### RECORDS

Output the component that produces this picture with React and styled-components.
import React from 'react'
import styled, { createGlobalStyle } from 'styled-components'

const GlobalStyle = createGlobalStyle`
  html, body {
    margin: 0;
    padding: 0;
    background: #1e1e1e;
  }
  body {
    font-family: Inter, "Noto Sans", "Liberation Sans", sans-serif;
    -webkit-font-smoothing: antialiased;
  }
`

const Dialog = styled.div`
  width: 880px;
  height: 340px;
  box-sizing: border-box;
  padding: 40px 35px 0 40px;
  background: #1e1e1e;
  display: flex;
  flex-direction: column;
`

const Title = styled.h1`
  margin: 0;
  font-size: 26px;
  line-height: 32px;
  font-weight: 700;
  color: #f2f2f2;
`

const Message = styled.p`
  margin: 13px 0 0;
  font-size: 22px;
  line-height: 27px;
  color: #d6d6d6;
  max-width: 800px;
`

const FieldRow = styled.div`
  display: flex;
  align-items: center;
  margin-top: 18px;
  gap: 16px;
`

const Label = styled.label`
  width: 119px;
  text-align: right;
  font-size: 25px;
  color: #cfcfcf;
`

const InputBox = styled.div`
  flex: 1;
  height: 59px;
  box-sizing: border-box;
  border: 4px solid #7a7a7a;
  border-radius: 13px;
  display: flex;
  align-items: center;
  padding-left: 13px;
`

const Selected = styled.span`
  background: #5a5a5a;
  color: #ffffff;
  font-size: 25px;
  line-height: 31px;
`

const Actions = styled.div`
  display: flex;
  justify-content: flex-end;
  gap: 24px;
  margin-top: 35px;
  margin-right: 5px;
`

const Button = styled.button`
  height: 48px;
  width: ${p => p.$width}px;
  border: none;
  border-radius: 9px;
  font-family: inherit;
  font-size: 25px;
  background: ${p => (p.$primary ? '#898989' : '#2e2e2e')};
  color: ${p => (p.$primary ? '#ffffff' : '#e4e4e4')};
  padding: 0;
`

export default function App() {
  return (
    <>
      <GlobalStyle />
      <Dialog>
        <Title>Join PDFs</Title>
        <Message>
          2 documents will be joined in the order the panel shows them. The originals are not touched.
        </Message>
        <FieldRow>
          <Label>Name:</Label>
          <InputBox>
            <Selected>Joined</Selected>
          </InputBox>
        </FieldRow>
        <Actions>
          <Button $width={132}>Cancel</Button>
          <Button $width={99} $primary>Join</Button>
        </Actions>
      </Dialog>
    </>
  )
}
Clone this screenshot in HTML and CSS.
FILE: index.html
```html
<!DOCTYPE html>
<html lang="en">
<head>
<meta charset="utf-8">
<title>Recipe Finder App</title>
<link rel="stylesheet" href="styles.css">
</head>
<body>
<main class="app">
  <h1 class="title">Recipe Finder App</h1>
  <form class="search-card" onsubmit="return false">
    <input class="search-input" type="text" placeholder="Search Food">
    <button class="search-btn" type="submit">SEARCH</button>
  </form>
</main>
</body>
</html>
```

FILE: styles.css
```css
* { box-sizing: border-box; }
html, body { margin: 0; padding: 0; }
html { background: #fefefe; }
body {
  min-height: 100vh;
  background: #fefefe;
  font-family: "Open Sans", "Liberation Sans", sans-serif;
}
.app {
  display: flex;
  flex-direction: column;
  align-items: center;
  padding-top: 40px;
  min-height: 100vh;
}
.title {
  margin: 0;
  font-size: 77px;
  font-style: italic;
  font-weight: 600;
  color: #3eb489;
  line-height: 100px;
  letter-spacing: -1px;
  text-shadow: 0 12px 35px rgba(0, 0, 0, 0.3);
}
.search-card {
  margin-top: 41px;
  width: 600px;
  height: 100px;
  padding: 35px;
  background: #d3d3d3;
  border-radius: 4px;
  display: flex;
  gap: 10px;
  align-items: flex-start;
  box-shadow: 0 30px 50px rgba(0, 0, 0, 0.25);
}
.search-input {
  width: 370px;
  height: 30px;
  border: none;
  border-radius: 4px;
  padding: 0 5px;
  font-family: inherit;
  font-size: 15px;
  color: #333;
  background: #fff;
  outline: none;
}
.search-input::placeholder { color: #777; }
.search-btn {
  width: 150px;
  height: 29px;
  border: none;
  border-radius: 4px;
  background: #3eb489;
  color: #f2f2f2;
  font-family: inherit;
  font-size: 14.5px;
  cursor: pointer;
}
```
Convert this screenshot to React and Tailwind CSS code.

######

Starting at the line that contains "Clone this screenshot in HTML and CSS.", repeat each line exactly through the last one in the listing. Include both of those lines and nothing more.

Clone this screenshot in HTML and CSS.
FILE: index.html
```html
<!DOCTYPE html>
<html lang="en">
<head>
<meta charset="utf-8">
<title>Recipe Finder App</title>
<link rel="stylesheet" href="styles.css">
</head>
<body>
<main class="app">
  <h1 class="title">Recipe Finder App</h1>
  <form class="search-card" onsubmit="return false">
    <input class="search-input" type="text" placeholder="Search Food">
    <button class="search-btn" type="submit">SEARCH</button>
  </form>
</main>
</body>
</html>
```

FILE: styles.css
```css
* { box-sizing: border-box; }
html, body { margin: 0; padding: 0; }
html { background: #fefefe; }
body {
  min-height: 100vh;
  background: #fefefe;
  font-family: "Open Sans", "Liberation Sans", sans-serif;
}
.app {
  display: flex;
  flex-direction: column;
  align-items: center;
  padding-top: 40px;
  min-height: 100vh;
}
.title {
  margin: 0;
  font-size: 77px;
  font-style: italic;
  font-weight: 600;
  color: #3eb489;
  line-height: 100px;
  letter-spacing: -1px;
  text-shadow: 0 12px 35px rgba(0, 0, 0, 0.3);
}
.search-card {
  margin-top: 41px;
  width: 600px;
  height: 100px;
  padding: 35px;
  background: #d3d3d3;
  border-radius: 4px;
  display: flex;
  gap: 10px;
  align-items: flex-start;
  box-shadow: 0 30px 50px rgba(0, 0, 0, 0.25);
}
.search-input {
  width: 370px;
  height: 30px;
  border: none;
  border-radius: 4px;
  padding: 0 5px;
  font-family: inherit;
  font-size: 15px;
  color: #333;
  background: #fff;
  outline: none;
}
.search-input::placeholder { color: #777; }
.search-btn {
  width: 150px;
  height: 29px;
  border: none;
  border-radius: 4px;
  background: #3eb489;
  color: #f2f2f2;
  font-family: inherit;
  font-size: 14.5px;
  cursor: pointer;
}
```
Convert this screenshot to React and Tailwind CSS code.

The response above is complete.